– Хорошо. Я расскажу вам о таких вещах, которые никогда и никому бы не доверил. Мне не хотелось знакомить с ними судью и присяжных по одной причине – неловко как-то, знаете ли, ученому и вдруг поддаваться всеобщим суевериям. Да, кстати, и по личным мотивам тоже, о них указывалось в газете. Я боялся, что наследник сэра Чарльза не останется жить в Баскервиль-холле. Поместье и без того имеет дурную репутацию. Потому-то я и решил на суде по большей части отмалчиваться, а если говорить, то лишь исключительно о вещах практических, не касающихся эмоций. С вами же я могу быть вполне откровенным. По крайней мере, я не вижу достаточных оснований что-либо скрывать от вас.
– Дело в том, что места здесь болотистые, людей живет очень мало, и все соседи, ища общения, волей-неволей тянутся друг к другу. Именно поэтому я довольно часто виделся с сэром Чарльзом. В нашей округе на много миль вы не найдете ни одного образованного человека, за исключением, конечно, мистера Франкленда из Лафтер-холла и мистера Стэплтона, натуралиста. Поначалу предметом наших встреч был почтенный возраст сэра Чарльза и сопутствующие ему болезни, но мало-помалу мы по-настоящему сдружились. Человек начитанный и от природы любознательный, он так же, как и я, интересовался наукой. Строго говоря, на этой почве мы и сошлись с ним. Сэр Чарльз привел из Южной Африки множество любопытных впечатлений, и мы нередко коротали с ним вечера, разговаривая на различных научные темы, например, о сравнительной анатомии бушменов и готтентотов.

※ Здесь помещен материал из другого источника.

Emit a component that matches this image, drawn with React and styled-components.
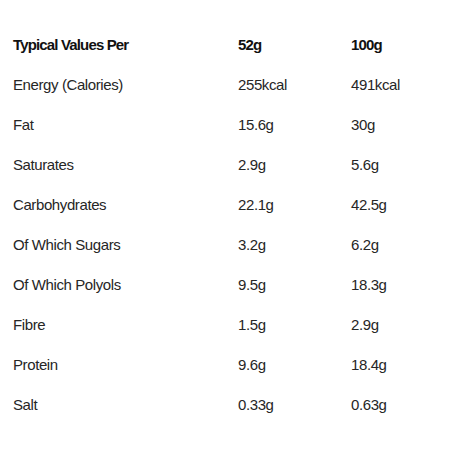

– В последнее время мне стало совершенно очевидно, что сэр Чарльз находится на грани нервного срыва. Он слишком близко к сердцу принимал ту легенду, о которой я вам читал в самом начале. И даже более того. С некоторых пор, совершая прогулку по поместью, он начал стороной обходить болото. Вам это может показаться невероятным, мистер Холмс, но сэр Чарльз был абсолютно убежден, что над его родом тяготеет страшное проклятье. То немногое, что ему удалось выяснить о своих предках, говорило в пользу такого убеждения. Его начала преследовать навязчивая идея. Дальше – больше, он поверил в реальность существования собаки и неоднократно спрашивал меня, не доводилось ли мне во время ночных возвращений с вызова видеть нечто подозрительно-странное, или слышать собачий вой. Да, мысль о собаке не давала ему покоя.

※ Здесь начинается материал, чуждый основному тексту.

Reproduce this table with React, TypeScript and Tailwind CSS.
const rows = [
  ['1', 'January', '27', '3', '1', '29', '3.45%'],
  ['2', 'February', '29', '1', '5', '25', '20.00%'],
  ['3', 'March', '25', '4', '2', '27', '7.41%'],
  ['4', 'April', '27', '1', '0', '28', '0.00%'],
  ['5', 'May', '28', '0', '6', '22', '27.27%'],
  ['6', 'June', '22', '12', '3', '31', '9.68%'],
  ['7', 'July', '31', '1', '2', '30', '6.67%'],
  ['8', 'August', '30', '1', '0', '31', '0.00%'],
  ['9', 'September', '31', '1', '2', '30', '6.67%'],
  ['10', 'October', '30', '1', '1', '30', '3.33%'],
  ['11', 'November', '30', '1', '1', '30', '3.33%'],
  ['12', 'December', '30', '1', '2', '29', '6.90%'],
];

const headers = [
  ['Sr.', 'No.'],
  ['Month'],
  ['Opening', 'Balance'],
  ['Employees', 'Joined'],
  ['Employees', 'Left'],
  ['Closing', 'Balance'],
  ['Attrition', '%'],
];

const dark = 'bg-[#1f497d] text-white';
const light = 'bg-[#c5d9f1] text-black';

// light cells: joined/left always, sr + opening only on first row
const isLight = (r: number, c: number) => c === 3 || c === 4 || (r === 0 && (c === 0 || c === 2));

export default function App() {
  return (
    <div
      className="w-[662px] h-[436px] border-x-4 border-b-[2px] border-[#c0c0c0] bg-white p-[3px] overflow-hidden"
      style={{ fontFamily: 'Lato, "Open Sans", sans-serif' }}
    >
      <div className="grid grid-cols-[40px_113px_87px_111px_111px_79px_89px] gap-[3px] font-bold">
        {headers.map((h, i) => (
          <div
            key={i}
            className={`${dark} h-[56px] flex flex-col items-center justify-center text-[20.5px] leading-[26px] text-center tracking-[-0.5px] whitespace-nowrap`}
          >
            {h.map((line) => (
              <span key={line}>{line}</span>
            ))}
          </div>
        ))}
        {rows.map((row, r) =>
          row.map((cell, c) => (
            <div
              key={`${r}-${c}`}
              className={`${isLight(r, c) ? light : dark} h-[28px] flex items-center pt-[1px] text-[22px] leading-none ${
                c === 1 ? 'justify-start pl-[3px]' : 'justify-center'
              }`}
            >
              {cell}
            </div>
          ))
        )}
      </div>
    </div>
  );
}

– Помню, как за три недели до трагических событий, я приехал к нему. Был тихий вечер. Сэр Чарльз стоял перед домом, у самых дверей. Я спрыгнул с коляски, подошел к нему, но он словно не видел меня. Его полный ужаса взгляд был устремлен куда-то вдаль, через мое плечо. Я обернулся и на мгновение увидел какое-то странное существо черного цвета, размером с теленка. Вначале я, правда, подумал, что это заблудившийся теленок. Он пропал в конце аллеи так же стремительно, как и появился. Я устремился туда, но ничего не увидел. Животное исчезло, но весь этот эпизод оставил в сознании моего друга крайне тягостное впечатление. Я пробыл в Баскервиль-холле допоздна. Именно тогда сэр Чарльз и передал мне на сохранение манускрипт, – мистер Мортимер похлопал себя по карману. – Простите, что я так много времени говорю об этом эпизоде, но вскоре вы поймете, что при всей своей незначительности, он имеет огромное значение в свете последовавшей за ним трагедии. Хотя тогда, в тот вечер, все происходившее казалось мне случайным стечением обстоятельств, не стоящих внимания.
– Это я порекомендовал сэру Чарльзу съездить в Лондон. Чтение старинных химер, именно так я бы назвал все эти древние сказанья, и постоянные тягостные раздумья отрицательно сказались на его здоровье. Сердце у сэра Чарльза было неважное, да прибавьте к тому постоянное напряжение. В общем, я посчитал, что сэру Чарльзу пойдет на пользу, если он немного отвлечется от мрачной обстановки Баскервиль-холла и поживет немного в столице. “Обратно, – думал я, – он вернется совсем другим человеком”. Мистер Стэплтон, которого также немало заботило состояние здоровья сэра Баскервиля, был того же мнения. И вдруг, в самый последний момент, нате вам – катастрофа.